→ **Exercise description**
Write out exactly the lines that run from the line containing "The picture is" through the line containing "flex h-[1668px] w-[2420px]"; both end lines belong to the answer.

→ **Data**

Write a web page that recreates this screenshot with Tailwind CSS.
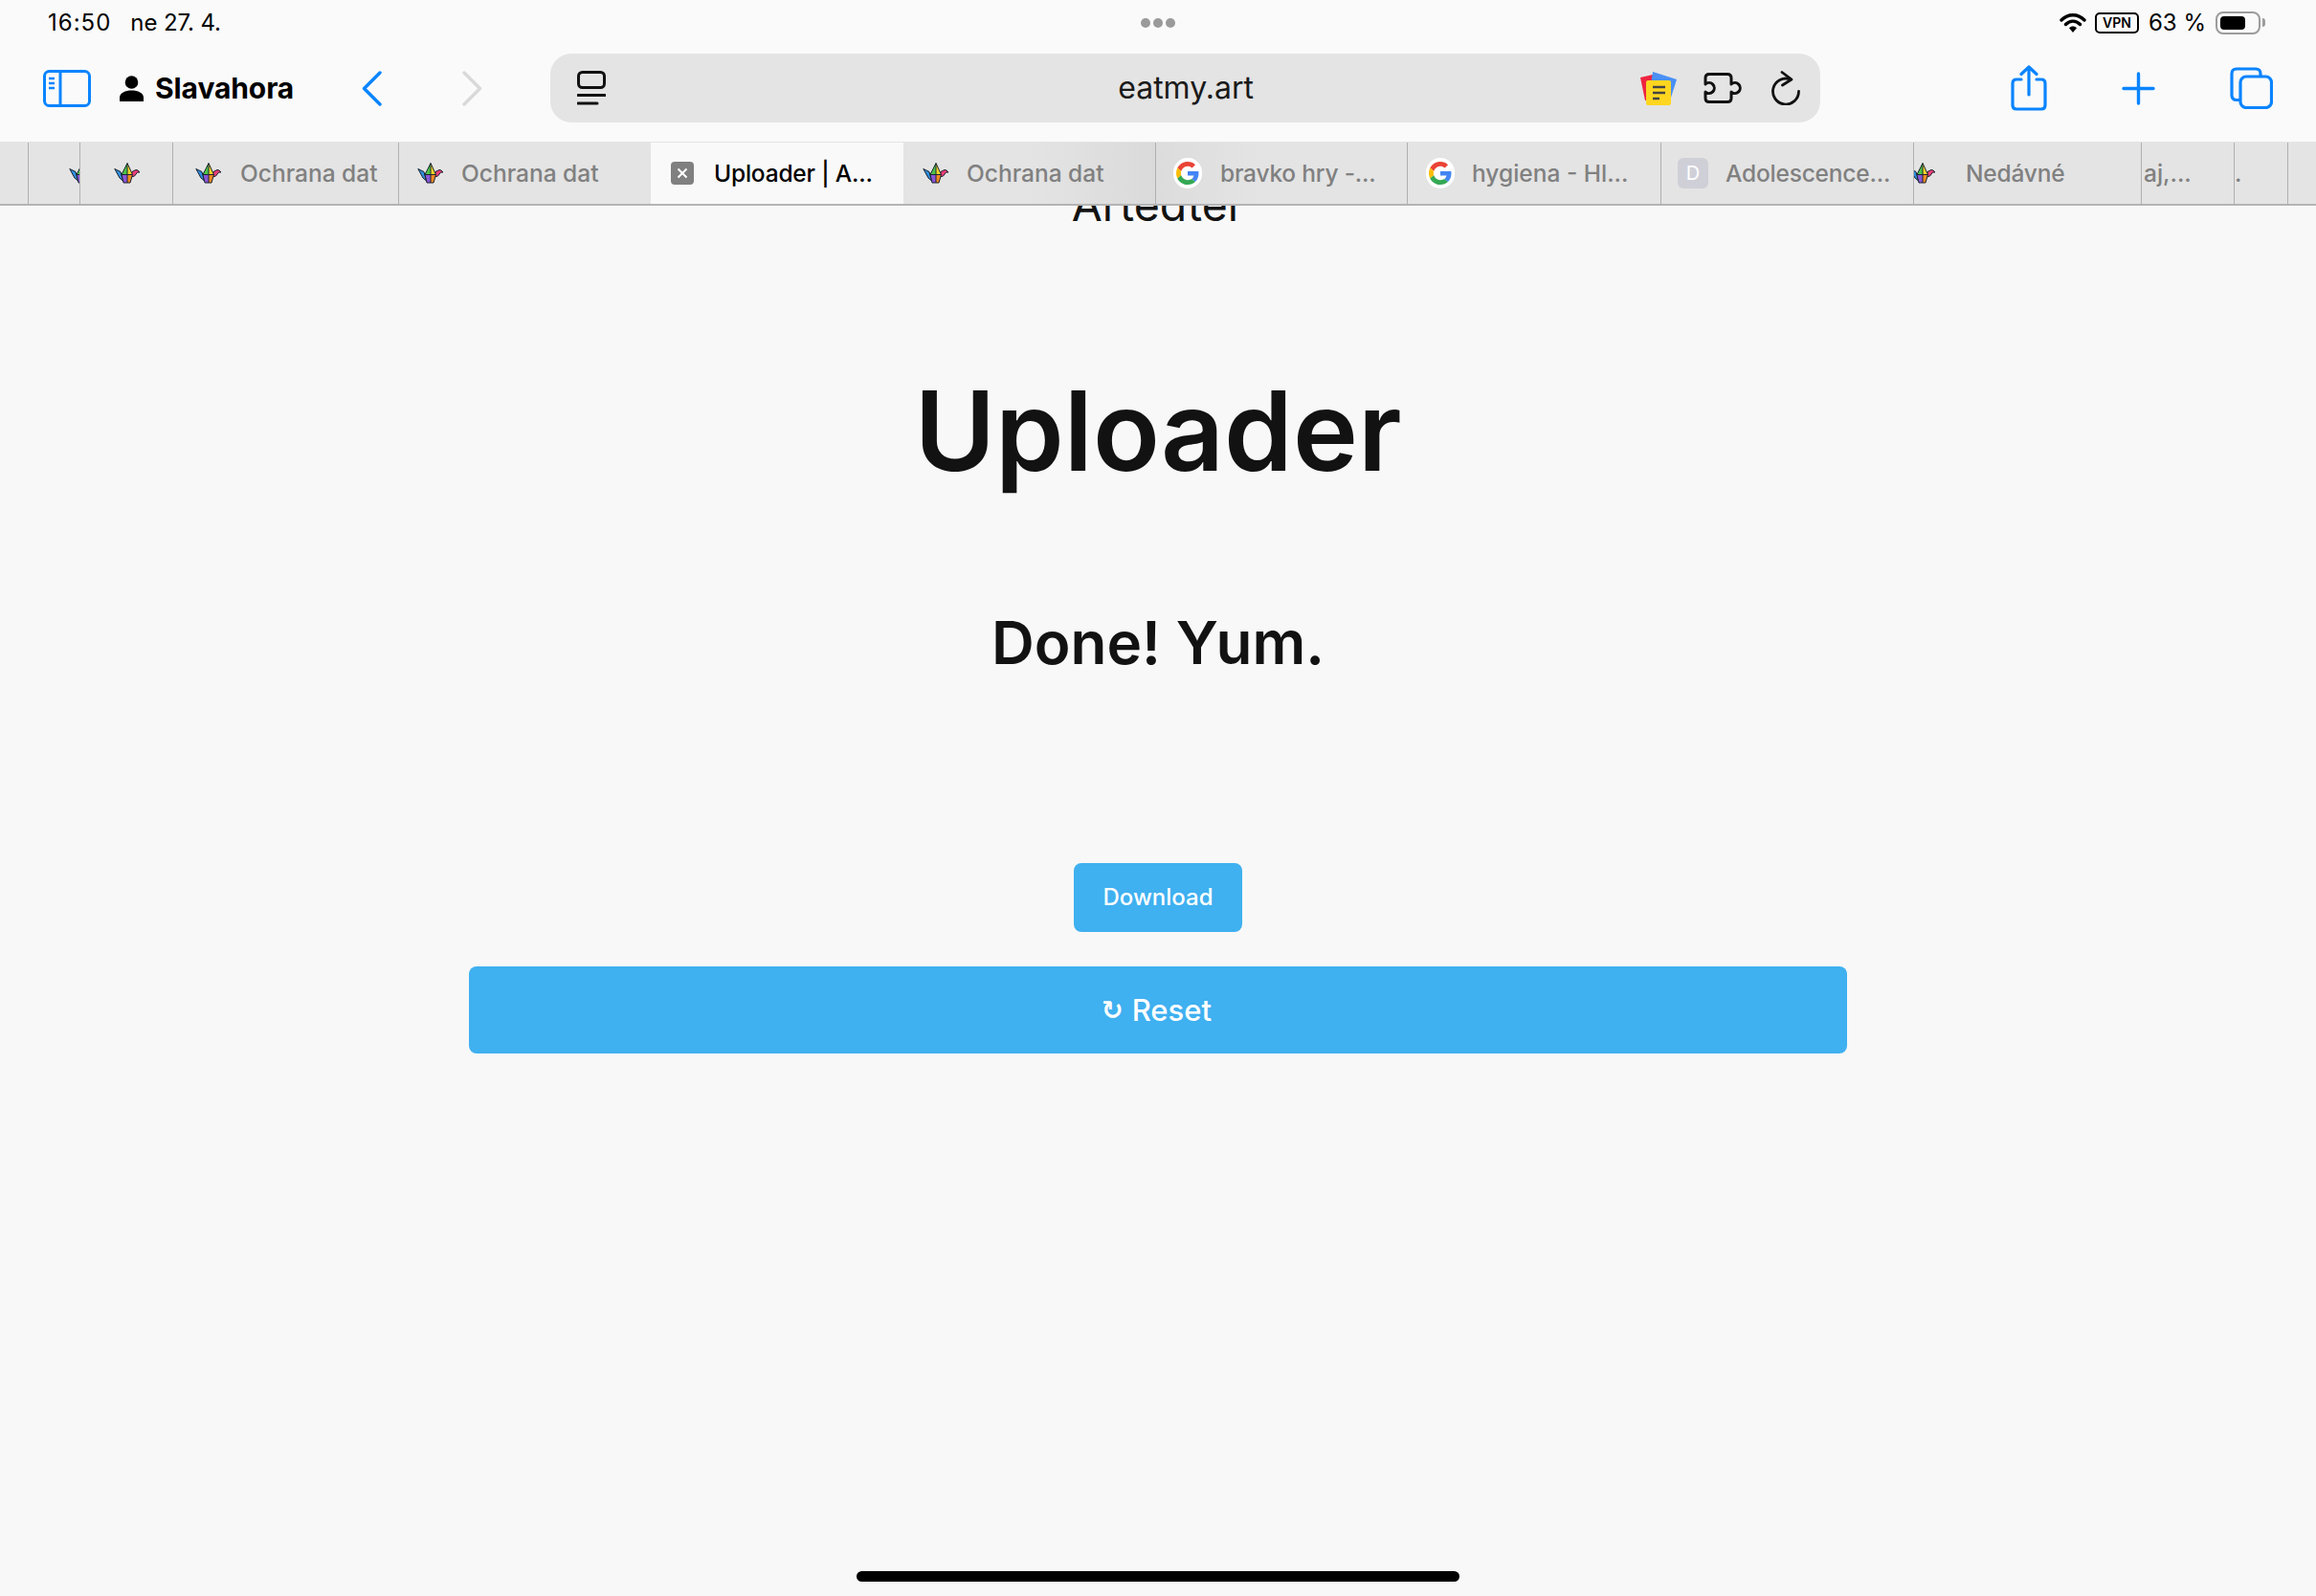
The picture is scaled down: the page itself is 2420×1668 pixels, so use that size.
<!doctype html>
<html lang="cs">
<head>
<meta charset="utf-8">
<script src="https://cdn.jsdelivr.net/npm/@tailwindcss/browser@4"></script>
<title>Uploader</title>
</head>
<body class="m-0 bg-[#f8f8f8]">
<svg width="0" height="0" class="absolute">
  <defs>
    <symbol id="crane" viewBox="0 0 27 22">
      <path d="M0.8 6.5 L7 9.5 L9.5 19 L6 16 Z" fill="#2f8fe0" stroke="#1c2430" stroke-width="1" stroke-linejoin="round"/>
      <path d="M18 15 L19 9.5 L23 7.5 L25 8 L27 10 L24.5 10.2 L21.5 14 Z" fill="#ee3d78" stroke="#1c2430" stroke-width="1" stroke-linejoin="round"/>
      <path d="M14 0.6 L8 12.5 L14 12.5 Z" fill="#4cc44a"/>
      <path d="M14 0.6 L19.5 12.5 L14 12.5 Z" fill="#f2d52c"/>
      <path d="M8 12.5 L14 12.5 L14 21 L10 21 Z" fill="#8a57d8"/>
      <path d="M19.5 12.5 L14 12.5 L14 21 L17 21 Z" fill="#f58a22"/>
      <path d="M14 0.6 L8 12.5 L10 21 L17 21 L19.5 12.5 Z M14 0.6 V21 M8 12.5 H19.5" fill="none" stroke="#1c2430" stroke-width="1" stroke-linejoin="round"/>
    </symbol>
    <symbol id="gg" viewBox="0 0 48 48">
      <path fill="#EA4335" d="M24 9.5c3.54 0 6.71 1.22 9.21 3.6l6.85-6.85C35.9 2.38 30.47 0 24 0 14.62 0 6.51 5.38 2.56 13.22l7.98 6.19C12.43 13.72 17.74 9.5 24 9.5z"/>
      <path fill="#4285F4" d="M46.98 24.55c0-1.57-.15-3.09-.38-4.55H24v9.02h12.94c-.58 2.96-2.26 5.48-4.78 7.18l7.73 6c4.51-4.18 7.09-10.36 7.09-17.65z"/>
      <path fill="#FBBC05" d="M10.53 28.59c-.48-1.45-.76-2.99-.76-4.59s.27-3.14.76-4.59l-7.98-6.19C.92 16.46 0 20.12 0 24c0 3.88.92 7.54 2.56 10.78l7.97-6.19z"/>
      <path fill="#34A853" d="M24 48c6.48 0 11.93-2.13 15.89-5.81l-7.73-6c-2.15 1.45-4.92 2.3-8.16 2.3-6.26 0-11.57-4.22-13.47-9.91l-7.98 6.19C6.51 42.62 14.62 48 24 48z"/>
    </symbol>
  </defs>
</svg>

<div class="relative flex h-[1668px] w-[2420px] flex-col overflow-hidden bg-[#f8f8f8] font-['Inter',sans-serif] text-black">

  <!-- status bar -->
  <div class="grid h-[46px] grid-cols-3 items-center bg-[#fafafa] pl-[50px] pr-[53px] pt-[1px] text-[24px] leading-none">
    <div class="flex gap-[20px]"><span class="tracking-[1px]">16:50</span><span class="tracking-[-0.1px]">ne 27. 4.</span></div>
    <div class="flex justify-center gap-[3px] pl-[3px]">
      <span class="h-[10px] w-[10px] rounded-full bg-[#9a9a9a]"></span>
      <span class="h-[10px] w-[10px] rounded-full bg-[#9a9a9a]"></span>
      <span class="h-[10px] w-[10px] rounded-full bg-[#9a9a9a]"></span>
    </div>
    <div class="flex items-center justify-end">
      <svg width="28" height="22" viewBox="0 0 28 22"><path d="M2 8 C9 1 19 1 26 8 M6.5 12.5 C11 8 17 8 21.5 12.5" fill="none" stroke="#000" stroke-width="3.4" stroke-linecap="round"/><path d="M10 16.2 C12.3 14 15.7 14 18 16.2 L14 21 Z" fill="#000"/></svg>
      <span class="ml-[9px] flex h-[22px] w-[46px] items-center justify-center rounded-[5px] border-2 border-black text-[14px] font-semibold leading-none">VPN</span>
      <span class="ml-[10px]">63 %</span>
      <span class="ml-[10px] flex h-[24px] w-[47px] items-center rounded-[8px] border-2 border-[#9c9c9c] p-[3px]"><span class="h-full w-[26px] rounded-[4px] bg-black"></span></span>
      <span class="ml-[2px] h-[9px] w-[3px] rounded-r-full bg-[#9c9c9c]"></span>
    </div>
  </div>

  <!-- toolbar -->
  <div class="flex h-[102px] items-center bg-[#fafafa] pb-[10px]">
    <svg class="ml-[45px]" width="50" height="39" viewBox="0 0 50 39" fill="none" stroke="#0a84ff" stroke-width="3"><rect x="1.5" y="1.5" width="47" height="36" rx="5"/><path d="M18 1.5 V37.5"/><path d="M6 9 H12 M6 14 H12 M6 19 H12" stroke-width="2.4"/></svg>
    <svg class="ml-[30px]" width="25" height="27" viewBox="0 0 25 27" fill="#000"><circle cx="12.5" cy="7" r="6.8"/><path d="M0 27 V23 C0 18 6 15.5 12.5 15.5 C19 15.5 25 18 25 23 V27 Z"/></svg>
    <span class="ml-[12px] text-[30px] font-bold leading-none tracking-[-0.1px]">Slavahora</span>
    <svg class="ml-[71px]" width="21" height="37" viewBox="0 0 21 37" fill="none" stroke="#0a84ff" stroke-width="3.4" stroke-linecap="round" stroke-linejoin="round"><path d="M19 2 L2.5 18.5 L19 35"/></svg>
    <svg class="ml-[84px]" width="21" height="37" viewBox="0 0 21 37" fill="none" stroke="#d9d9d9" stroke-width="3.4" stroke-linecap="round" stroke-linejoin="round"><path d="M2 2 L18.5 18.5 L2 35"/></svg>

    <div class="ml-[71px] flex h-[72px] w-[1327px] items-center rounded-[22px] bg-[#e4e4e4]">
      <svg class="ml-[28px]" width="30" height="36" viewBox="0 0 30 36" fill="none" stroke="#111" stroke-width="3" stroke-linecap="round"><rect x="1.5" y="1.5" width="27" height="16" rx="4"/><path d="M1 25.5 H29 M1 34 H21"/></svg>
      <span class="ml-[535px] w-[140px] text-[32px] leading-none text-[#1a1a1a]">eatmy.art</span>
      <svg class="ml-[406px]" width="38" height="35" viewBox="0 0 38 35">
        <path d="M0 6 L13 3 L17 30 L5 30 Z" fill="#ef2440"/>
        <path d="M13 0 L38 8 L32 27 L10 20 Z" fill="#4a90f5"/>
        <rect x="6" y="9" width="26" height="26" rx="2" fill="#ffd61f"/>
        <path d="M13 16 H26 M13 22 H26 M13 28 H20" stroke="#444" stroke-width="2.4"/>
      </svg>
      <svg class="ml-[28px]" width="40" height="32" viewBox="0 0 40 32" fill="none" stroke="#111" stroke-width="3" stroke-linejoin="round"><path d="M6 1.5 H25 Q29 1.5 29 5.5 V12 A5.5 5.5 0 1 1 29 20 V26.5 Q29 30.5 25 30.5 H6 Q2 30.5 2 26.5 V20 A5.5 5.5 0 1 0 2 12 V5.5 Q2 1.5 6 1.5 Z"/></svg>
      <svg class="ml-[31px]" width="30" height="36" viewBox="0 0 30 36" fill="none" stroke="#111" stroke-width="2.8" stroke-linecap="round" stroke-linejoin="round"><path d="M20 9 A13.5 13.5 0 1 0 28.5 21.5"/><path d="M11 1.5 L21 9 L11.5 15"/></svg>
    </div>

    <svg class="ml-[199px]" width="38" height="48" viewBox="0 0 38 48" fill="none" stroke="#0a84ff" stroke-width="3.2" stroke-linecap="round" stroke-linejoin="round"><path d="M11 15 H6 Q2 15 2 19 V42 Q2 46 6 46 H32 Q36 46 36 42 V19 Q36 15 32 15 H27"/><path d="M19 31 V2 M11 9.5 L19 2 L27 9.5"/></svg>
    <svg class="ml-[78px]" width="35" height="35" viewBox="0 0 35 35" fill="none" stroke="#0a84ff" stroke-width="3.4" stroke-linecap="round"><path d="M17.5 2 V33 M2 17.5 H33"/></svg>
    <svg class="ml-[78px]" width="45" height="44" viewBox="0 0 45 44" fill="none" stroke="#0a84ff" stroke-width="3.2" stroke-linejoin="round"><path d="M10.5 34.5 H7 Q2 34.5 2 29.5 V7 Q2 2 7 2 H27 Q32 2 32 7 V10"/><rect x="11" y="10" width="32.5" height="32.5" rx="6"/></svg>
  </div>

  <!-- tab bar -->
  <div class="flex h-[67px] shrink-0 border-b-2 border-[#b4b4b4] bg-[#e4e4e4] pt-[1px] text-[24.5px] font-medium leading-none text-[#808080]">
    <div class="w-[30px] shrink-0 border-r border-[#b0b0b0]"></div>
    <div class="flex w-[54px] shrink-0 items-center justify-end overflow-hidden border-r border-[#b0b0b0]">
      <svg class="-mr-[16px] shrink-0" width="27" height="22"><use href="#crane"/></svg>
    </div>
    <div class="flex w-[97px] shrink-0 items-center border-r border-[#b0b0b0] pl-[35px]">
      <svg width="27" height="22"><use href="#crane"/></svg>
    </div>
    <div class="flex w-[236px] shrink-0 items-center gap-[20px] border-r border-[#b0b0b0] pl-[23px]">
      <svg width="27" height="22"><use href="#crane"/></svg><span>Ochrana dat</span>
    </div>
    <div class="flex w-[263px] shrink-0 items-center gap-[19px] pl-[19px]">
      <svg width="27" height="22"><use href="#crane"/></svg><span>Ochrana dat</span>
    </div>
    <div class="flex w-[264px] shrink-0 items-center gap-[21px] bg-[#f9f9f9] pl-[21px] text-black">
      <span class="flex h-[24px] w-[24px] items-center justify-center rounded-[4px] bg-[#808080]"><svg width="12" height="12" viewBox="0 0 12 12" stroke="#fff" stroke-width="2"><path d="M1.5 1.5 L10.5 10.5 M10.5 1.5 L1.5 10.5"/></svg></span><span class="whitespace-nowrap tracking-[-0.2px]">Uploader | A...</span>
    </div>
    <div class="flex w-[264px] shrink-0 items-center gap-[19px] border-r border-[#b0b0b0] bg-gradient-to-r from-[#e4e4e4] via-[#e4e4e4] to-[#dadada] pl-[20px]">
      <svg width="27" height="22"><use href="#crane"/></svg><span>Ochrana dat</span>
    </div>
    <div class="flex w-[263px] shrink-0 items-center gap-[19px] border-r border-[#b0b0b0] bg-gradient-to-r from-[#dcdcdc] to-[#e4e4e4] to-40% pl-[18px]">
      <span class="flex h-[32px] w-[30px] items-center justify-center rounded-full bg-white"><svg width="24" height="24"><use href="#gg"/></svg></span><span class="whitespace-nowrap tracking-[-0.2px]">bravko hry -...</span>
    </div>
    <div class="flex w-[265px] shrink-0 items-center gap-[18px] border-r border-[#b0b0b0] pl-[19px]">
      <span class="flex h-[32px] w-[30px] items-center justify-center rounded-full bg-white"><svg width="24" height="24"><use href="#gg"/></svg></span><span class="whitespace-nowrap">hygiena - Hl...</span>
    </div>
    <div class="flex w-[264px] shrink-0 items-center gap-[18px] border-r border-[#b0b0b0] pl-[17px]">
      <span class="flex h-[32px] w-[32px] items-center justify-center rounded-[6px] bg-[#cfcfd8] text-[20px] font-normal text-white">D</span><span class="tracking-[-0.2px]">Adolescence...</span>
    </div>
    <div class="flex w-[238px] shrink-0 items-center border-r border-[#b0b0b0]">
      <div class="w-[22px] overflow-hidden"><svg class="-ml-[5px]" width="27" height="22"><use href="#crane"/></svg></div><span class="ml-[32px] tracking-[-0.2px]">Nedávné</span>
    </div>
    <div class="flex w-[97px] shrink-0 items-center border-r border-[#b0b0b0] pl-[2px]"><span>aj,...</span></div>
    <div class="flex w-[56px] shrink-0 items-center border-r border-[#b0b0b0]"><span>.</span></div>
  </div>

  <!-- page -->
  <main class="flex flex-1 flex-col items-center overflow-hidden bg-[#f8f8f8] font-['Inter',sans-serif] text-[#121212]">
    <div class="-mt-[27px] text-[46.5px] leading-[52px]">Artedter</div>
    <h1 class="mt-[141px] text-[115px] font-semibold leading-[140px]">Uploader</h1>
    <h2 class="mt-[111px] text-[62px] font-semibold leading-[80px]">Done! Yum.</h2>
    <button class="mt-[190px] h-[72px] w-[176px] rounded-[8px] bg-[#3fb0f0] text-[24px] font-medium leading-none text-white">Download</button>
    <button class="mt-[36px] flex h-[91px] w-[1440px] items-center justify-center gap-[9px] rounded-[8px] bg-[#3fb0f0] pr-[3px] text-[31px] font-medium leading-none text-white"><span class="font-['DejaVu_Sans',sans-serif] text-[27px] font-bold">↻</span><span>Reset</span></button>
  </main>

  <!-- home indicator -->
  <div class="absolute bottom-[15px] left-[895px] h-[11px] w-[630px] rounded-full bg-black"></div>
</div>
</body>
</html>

→ **Solved problem**
The picture is scaled down: the page itself is 2420×1668 pixels, so use that size.
<!doctype html>
<html lang="cs">
<head>
<meta charset="utf-8">
<script src="https://cdn.jsdelivr.net/npm/@tailwindcss/browser@4"></script>
<title>Uploader</title>
</head>
<body class="m-0 bg-[#f8f8f8]">
<svg width="0" height="0" class="absolute">
  <defs>
    <symbol id="crane" viewBox="0 0 27 22">
      <path d="M0.8 6.5 L7 9.5 L9.5 19 L6 16 Z" fill="#2f8fe0" stroke="#1c2430" stroke-width="1" stroke-linejoin="round"/>
      <path d="M18 15 L19 9.5 L23 7.5 L25 8 L27 10 L24.5 10.2 L21.5 14 Z" fill="#ee3d78" stroke="#1c2430" stroke-width="1" stroke-linejoin="round"/>
      <path d="M14 0.6 L8 12.5 L14 12.5 Z" fill="#4cc44a"/>
      <path d="M14 0.6 L19.5 12.5 L14 12.5 Z" fill="#f2d52c"/>
      <path d="M8 12.5 L14 12.5 L14 21 L10 21 Z" fill="#8a57d8"/>
      <path d="M19.5 12.5 L14 12.5 L14 21 L17 21 Z" fill="#f58a22"/>
      <path d="M14 0.6 L8 12.5 L10 21 L17 21 L19.5 12.5 Z M14 0.6 V21 M8 12.5 H19.5" fill="none" stroke="#1c2430" stroke-width="1" stroke-linejoin="round"/>
    </symbol>
    <symbol id="gg" viewBox="0 0 48 48">
      <path fill="#EA4335" d="M24 9.5c3.54 0 6.71 1.22 9.21 3.6l6.85-6.85C35.9 2.38 30.47 0 24 0 14.62 0 6.51 5.38 2.56 13.22l7.98 6.19C12.43 13.72 17.74 9.5 24 9.5z"/>
      <path fill="#4285F4" d="M46.98 24.55c0-1.57-.15-3.09-.38-4.55H24v9.02h12.94c-.58 2.96-2.26 5.48-4.78 7.18l7.73 6c4.51-4.18 7.09-10.36 7.09-17.65z"/>
      <path fill="#FBBC05" d="M10.53 28.59c-.48-1.45-.76-2.99-.76-4.59s.27-3.14.76-4.59l-7.98-6.19C.92 16.46 0 20.12 0 24c0 3.88.92 7.54 2.56 10.78l7.97-6.19z"/>
      <path fill="#34A853" d="M24 48c6.48 0 11.93-2.13 15.89-5.81l-7.73-6c-2.15 1.45-4.92 2.3-8.16 2.3-6.26 0-11.57-4.22-13.47-9.91l-7.98 6.19C6.51 42.62 14.62 48 24 48z"/>
    </symbol>
  </defs>
</svg>

<div class="relative flex h-[1668px] w-[2420px] flex-col overflow-hidden bg-[#f8f8f8] font-['Inter',sans-serif] text-black">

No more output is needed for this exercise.